_Work to do_
Narrow the data below down to the lines containing "React".
— BEGIN —
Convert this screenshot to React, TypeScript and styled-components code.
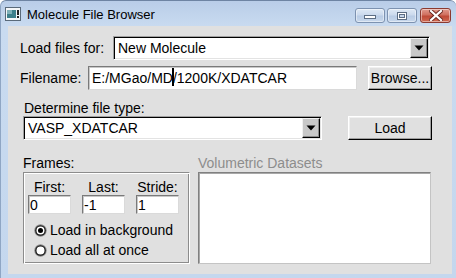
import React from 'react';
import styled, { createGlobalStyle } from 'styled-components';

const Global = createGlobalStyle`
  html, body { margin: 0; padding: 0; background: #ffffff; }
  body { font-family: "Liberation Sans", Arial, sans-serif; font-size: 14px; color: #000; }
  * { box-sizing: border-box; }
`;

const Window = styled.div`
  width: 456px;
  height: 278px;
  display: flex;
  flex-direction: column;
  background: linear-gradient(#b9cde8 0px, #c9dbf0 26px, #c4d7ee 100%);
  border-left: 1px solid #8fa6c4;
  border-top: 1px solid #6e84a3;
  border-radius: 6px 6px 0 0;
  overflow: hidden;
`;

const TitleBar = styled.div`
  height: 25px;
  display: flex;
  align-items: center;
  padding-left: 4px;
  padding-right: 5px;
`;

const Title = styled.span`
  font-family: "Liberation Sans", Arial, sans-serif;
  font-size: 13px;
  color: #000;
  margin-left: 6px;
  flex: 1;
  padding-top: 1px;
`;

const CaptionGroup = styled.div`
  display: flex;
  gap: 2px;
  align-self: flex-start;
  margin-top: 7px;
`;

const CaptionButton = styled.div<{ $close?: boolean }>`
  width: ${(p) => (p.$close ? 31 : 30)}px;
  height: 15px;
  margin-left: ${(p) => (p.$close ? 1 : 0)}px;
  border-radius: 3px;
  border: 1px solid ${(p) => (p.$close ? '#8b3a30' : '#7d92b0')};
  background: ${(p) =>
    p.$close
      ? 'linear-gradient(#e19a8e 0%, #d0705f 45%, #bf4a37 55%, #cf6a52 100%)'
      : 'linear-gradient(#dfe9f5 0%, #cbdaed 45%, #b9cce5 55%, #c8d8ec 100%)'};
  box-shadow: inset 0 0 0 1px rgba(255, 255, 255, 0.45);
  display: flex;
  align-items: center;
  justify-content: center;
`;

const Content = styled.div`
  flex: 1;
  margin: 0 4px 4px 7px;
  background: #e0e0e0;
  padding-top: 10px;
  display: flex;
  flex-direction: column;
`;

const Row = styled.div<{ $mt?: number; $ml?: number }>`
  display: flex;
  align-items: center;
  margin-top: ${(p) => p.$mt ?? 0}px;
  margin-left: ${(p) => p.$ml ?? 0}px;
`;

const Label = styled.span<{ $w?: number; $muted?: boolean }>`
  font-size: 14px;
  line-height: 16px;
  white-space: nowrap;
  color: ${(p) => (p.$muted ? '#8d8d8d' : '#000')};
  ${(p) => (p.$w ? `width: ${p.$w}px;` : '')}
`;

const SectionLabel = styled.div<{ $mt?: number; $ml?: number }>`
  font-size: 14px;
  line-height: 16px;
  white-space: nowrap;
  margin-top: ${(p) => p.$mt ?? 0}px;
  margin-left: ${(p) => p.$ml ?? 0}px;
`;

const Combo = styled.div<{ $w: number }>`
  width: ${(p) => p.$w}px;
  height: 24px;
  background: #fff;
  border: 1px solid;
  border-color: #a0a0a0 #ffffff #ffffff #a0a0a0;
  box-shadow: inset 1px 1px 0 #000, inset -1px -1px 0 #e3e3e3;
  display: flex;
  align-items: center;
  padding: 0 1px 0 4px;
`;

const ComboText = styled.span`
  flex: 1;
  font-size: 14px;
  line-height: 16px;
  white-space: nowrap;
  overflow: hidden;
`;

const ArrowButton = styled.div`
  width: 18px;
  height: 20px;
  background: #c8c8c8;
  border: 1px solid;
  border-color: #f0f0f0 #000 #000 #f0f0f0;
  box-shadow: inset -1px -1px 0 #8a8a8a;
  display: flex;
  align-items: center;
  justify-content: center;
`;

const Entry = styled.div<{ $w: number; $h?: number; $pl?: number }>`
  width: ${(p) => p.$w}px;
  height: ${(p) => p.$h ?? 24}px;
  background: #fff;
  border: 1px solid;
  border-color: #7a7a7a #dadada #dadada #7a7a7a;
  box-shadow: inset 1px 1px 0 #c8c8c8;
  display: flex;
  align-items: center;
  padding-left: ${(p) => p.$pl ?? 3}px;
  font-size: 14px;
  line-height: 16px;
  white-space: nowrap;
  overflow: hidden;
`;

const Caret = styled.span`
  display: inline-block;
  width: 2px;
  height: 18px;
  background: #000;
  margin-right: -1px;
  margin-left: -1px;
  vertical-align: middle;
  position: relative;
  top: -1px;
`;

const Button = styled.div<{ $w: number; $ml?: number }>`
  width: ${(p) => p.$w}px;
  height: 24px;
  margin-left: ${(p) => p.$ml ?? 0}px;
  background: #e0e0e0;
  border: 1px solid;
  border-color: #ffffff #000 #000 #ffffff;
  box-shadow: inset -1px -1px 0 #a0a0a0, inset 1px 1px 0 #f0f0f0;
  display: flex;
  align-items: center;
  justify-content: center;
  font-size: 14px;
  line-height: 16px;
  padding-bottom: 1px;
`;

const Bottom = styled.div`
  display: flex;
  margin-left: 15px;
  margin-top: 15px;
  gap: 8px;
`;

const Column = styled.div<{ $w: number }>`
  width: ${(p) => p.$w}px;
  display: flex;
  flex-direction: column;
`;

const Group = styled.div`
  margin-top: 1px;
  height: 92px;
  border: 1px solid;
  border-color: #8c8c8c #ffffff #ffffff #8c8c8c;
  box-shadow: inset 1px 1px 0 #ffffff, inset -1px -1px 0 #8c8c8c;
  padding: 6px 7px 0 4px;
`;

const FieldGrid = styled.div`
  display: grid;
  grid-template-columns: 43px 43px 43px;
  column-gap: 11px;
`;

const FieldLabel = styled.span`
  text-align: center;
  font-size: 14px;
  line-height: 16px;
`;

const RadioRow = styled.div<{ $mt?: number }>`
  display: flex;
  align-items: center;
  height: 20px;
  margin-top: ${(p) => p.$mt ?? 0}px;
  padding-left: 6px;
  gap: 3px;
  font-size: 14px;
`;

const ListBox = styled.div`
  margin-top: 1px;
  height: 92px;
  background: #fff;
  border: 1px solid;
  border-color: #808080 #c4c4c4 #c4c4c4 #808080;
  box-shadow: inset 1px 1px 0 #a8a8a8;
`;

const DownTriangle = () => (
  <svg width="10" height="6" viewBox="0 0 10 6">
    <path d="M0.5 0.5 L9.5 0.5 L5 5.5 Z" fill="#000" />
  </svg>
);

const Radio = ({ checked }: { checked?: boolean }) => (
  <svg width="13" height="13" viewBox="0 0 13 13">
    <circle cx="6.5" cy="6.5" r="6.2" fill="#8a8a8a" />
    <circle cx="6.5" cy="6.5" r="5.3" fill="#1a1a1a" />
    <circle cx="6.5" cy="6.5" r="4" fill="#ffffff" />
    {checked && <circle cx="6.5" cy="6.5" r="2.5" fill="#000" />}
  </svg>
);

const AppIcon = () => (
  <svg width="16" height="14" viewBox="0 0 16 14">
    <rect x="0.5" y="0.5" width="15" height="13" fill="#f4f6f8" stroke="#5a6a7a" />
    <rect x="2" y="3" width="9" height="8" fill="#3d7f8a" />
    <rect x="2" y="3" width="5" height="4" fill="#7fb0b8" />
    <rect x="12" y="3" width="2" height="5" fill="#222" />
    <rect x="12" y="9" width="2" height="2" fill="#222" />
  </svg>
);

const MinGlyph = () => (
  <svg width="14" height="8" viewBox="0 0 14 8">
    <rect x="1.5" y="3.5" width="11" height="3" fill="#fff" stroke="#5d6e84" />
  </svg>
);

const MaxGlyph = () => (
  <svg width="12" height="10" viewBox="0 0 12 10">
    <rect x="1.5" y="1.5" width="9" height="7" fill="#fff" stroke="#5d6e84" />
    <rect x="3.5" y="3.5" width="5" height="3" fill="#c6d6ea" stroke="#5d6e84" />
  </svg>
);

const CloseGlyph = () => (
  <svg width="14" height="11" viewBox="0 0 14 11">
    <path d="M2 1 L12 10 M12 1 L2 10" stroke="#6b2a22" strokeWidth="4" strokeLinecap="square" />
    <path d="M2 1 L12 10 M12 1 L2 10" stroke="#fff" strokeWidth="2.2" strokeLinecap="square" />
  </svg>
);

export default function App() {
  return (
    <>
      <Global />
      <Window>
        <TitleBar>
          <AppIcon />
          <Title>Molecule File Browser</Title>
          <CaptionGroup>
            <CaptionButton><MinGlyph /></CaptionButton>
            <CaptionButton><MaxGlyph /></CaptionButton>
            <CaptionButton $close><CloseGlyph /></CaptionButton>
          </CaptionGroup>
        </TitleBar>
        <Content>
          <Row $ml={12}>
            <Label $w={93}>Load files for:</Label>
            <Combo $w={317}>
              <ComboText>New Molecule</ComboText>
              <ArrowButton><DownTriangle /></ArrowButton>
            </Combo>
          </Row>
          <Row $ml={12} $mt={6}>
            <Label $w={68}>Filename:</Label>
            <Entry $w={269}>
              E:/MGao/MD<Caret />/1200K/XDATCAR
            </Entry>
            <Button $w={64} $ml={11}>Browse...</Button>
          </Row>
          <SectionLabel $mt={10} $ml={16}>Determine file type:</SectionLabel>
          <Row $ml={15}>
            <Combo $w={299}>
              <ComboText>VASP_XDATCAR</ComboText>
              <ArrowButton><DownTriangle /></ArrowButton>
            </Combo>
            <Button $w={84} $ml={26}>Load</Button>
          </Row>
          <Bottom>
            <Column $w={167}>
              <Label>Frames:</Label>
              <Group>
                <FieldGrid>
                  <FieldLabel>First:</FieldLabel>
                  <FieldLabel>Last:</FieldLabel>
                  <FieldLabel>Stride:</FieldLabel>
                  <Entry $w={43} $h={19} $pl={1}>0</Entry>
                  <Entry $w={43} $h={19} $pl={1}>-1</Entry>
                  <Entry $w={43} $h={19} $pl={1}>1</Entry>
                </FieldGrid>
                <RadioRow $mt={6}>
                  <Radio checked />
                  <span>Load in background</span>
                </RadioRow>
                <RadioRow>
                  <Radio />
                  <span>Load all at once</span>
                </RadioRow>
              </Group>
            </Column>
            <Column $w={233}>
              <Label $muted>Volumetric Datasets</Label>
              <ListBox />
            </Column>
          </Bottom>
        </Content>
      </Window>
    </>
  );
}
— END —
_The completed task_
Convert this screenshot to React, TypeScript and styled-components code.
import React from 'react';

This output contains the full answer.